Type out the data exactly as given. Skip any image.

[Start of DATA SECTION]

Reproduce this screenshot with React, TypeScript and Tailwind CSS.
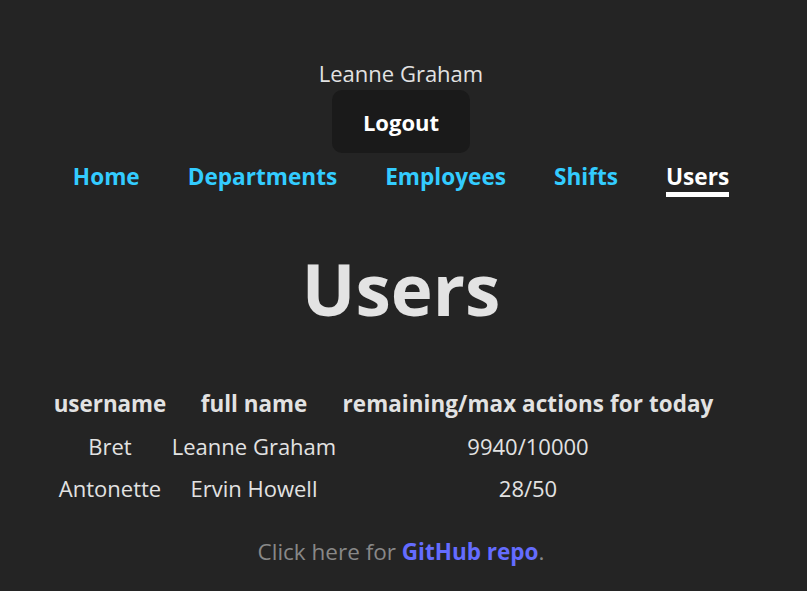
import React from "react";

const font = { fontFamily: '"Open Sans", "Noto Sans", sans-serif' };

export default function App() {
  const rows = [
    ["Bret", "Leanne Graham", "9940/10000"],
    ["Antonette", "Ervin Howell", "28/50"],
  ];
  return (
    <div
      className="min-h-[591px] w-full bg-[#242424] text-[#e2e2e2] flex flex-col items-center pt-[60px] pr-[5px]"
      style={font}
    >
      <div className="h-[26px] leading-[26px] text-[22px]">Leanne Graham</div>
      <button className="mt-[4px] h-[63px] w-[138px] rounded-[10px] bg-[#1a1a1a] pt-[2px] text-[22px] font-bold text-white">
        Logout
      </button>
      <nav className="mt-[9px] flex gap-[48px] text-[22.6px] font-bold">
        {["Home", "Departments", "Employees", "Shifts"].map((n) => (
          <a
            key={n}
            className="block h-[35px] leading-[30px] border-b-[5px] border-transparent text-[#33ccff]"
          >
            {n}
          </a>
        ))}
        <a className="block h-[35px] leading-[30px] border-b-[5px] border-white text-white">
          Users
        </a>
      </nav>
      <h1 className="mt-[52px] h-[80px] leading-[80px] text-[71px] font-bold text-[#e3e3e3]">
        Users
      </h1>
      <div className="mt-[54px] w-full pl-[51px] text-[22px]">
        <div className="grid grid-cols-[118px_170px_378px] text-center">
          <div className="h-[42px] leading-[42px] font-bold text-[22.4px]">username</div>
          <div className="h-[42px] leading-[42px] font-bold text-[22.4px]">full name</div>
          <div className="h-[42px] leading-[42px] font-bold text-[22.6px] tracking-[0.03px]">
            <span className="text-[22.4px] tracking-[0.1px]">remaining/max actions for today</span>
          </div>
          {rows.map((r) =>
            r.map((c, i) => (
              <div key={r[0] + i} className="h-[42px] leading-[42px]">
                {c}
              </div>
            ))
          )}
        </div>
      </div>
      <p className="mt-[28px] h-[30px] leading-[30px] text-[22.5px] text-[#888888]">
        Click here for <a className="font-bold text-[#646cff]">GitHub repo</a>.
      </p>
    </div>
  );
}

[End of DATA SECTION]

• THE RESPONSE:
Reproduce this screenshot with React, TypeScript and Tailwind CSS.
import React from "react";

const font = { fontFamily: '"Open Sans", "Noto Sans", sans-serif' };

export default function App() {
  const rows = [
    ["Bret", "Leanne Graham", "9940/10000"],
    ["Antonette", "Ervin Howell", "28/50"],
  ];
  return (
    <div
      className="min-h-[591px] w-full bg-[#242424] text-[#e2e2e2] flex flex-col items-center pt-[60px] pr-[5px]"
      style={font}
    >
      <div className="h-[26px] leading-[26px] text-[22px]">Leanne Graham</div>
      <button className="mt-[4px] h-[63px] w-[138px] rounded-[10px] bg-[#1a1a1a] pt-[2px] text-[22px] font-bold text-white">
        Logout
      </button>
      <nav className="mt-[9px] flex gap-[48px] text-[22.6px] font-bold">
        {["Home", "Departments", "Employees", "Shifts"].map((n) => (
          <a
            key={n}
            className="block h-[35px] leading-[30px] border-b-[5px] border-transparent text-[#33ccff]"
          >
            {n}
          </a>
        ))}
        <a className="block h-[35px] leading-[30px] border-b-[5px] border-white text-white">
          Users
        </a>
      </nav>
      <h1 className="mt-[52px] h-[80px] leading-[80px] text-[71px] font-bold text-[#e3e3e3]">
        Users
      </h1>
      <div className="mt-[54px] w-full pl-[51px] text-[22px]">
        <div className="grid grid-cols-[118px_170px_378px] text-center">
          <div className="h-[42px] leading-[42px] font-bold text-[22.4px]">username</div>
          <div className="h-[42px] leading-[42px] font-bold text-[22.4px]">full name</div>
          <div className="h-[42px] leading-[42px] font-bold text-[22.6px] tracking-[0.03px]">
            <span className="text-[22.4px] tracking-[0.1px]">remaining/max actions for today</span>
          </div>
          {rows.map((r) =>
            r.map((c, i) => (
              <div key={r[0] + i} className="h-[42px] leading-[42px]">
                {c}
              </div>
            ))
          )}
        </div>
      </div>
      <p className="mt-[28px] h-[30px] leading-[30px] text-[22.5px] text-[#888888]">
        Click here for <a className="font-bold text-[#646cff]">GitHub repo</a>.
      </p>
    </div>
  );
}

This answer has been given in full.